◆ Requirement
Copy out each line containing "styles" from the entries below.

— start Records for this exercise —

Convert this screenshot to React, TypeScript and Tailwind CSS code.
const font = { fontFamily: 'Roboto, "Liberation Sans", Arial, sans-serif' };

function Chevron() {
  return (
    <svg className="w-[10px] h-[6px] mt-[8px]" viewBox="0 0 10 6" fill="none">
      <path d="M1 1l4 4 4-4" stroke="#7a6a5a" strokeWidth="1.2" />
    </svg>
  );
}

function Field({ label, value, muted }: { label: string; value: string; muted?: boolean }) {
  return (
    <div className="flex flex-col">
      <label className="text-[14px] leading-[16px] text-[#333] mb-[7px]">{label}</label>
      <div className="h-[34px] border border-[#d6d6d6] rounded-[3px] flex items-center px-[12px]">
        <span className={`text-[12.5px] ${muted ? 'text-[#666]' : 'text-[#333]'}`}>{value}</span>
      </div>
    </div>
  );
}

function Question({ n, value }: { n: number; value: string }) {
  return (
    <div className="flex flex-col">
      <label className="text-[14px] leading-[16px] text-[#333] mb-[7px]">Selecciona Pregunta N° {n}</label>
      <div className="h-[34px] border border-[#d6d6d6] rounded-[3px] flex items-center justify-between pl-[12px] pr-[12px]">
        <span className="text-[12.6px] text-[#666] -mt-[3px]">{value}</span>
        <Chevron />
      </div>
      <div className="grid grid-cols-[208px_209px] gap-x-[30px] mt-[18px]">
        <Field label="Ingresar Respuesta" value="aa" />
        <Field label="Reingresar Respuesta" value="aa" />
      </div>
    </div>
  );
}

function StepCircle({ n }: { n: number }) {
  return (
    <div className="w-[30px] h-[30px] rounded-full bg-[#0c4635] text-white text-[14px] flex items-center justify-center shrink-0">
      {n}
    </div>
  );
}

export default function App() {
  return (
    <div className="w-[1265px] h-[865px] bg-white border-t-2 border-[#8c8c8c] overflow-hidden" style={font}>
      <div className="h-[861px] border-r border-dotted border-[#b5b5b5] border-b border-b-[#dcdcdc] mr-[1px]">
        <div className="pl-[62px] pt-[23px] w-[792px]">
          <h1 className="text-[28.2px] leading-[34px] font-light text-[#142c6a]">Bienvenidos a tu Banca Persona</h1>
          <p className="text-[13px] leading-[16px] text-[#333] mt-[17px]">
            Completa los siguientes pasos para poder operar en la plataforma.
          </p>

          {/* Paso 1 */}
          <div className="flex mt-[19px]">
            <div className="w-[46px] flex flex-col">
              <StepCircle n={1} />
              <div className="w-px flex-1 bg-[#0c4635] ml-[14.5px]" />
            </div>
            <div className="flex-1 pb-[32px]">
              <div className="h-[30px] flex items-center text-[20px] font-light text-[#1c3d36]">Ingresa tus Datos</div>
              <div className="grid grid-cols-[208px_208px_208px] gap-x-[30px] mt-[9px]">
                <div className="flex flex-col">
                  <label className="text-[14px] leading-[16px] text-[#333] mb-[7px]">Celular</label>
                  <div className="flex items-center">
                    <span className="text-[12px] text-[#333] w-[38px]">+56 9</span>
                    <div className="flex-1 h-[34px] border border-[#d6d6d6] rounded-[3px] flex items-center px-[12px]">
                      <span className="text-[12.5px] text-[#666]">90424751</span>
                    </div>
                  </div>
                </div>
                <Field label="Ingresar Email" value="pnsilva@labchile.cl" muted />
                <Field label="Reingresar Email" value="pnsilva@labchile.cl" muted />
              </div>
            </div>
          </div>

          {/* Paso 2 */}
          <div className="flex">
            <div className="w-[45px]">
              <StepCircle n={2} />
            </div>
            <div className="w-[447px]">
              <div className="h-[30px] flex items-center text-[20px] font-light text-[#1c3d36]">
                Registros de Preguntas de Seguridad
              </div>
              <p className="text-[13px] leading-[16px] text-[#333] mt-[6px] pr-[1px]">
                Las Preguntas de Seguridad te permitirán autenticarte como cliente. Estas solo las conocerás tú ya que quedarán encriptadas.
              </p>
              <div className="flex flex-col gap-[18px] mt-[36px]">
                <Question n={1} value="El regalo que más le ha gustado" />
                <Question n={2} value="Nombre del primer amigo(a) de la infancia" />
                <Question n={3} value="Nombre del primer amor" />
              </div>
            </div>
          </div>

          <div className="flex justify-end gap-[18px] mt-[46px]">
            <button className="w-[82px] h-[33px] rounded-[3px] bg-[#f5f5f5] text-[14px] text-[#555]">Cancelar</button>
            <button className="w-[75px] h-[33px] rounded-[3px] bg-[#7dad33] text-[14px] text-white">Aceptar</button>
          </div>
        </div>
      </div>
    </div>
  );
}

— end Records for this exercise —
— start Records for this exercise —

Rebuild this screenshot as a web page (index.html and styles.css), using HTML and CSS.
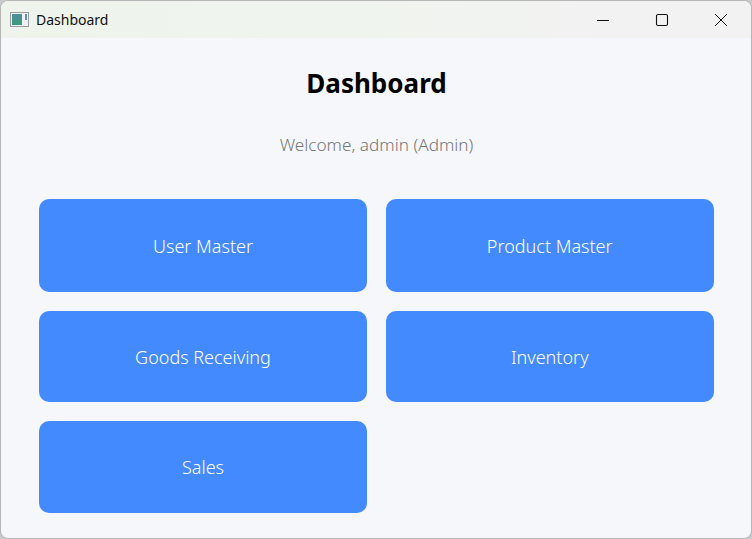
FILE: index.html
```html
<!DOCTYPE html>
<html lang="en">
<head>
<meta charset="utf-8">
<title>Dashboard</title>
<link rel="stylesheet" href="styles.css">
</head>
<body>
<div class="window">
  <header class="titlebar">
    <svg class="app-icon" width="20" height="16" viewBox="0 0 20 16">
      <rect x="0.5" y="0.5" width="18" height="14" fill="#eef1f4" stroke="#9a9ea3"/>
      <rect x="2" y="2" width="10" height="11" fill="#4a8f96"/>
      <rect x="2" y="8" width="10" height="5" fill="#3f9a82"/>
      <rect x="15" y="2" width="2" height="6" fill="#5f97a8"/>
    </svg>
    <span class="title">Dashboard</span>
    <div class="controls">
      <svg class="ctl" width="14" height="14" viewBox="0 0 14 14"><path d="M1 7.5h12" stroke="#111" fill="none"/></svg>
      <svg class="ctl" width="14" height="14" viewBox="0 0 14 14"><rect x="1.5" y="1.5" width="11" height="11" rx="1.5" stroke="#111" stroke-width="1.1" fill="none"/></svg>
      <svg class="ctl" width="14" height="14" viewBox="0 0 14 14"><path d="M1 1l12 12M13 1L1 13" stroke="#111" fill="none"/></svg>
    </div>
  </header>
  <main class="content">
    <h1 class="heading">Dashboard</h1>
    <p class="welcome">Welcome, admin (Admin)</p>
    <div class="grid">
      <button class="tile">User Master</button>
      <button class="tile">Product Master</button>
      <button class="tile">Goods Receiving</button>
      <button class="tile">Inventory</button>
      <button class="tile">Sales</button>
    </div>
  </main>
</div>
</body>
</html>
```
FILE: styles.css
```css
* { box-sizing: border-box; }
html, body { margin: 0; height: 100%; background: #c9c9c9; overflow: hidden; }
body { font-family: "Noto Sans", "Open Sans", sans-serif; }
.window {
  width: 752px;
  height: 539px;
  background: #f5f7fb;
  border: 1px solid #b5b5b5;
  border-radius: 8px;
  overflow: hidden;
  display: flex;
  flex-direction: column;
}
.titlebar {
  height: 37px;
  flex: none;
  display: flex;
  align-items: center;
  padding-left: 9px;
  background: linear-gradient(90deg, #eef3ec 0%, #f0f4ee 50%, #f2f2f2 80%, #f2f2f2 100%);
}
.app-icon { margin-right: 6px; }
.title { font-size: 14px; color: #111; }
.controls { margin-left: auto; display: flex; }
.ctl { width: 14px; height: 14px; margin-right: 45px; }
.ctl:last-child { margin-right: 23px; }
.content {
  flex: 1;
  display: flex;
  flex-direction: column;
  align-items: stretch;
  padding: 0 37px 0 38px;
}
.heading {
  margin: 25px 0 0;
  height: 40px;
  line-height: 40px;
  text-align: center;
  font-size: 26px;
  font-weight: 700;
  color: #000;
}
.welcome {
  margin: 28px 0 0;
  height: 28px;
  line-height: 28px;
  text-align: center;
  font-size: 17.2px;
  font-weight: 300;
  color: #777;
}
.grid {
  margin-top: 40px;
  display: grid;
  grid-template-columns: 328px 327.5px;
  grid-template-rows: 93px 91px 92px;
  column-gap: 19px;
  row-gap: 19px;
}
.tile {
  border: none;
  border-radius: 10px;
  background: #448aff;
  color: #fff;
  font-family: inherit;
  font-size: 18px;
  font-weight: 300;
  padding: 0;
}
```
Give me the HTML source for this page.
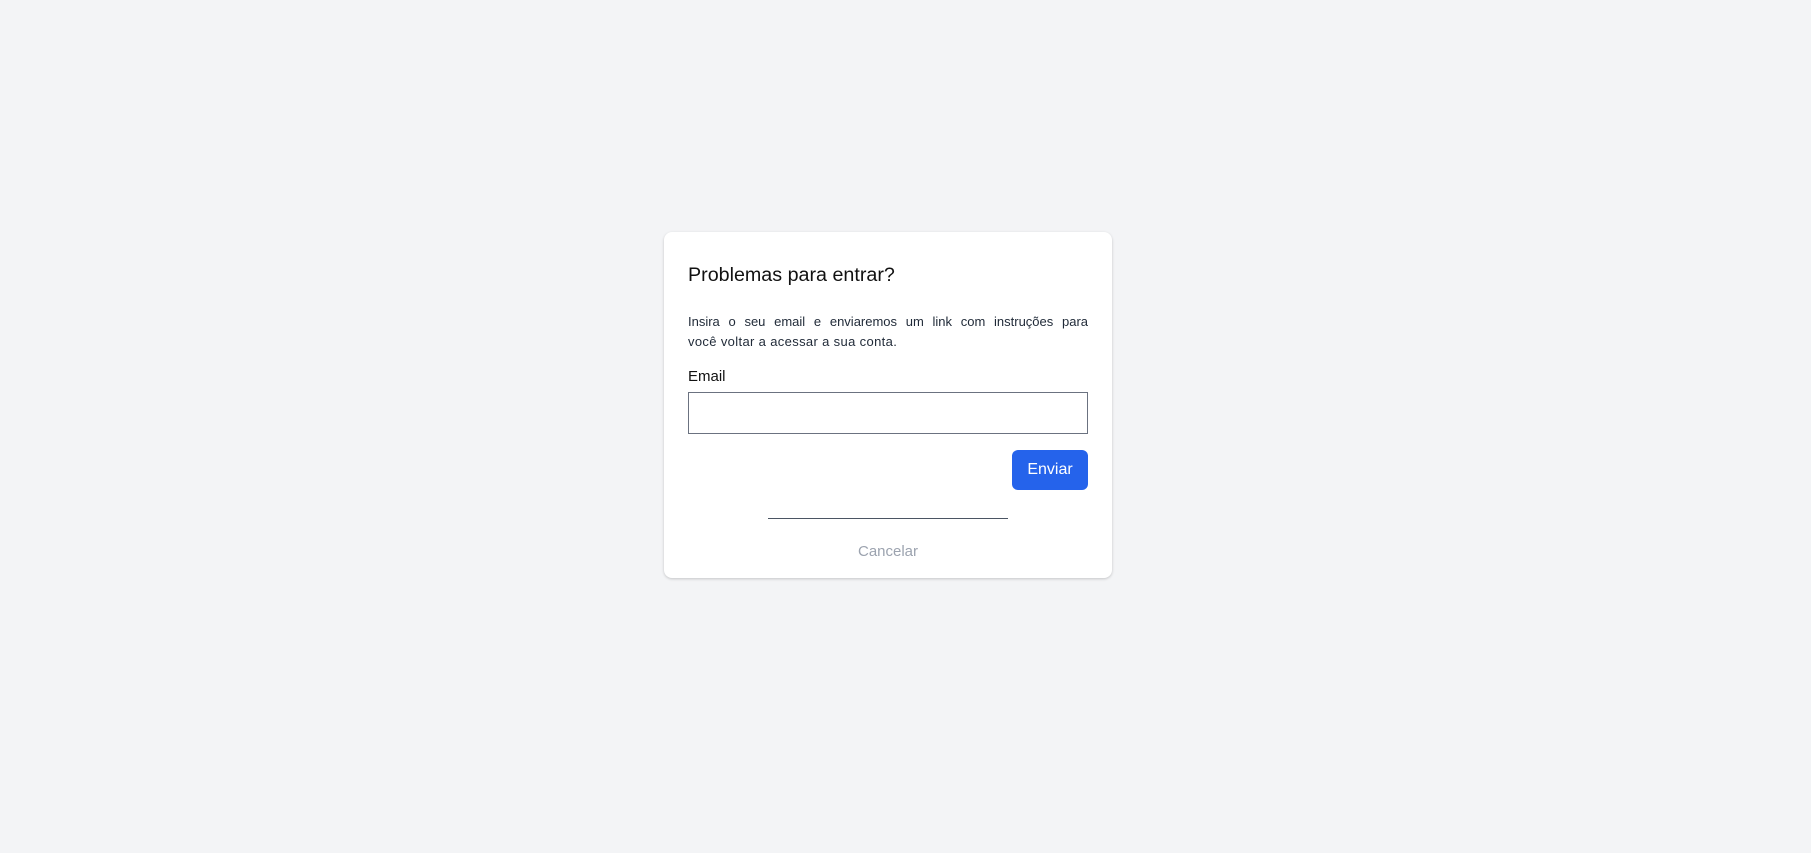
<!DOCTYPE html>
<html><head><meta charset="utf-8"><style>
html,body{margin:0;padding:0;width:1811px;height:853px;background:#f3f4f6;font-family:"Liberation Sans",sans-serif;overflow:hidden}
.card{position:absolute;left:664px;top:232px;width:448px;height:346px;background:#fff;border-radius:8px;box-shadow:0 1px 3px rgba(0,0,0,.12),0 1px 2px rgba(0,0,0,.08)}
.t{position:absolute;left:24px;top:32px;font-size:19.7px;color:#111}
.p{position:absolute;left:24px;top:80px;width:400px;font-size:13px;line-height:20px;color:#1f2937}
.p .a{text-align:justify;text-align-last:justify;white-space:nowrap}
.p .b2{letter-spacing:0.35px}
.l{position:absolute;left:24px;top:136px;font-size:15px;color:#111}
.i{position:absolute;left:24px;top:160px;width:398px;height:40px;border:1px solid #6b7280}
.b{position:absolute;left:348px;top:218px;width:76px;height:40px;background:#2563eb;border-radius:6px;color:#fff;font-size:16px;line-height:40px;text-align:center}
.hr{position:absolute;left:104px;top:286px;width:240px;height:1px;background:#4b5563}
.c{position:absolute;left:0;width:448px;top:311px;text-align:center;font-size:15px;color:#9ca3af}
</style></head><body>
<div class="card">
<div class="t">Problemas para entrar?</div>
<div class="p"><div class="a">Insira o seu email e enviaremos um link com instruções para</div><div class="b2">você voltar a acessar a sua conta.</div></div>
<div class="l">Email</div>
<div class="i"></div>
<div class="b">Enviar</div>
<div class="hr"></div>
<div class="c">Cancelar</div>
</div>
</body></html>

— end Records for this exercise —

◆ Answer for the task
Rebuild this screenshot as a web page (index.html and styles.css), using HTML and CSS.
<link rel="stylesheet" href="styles.css">
FILE: styles.css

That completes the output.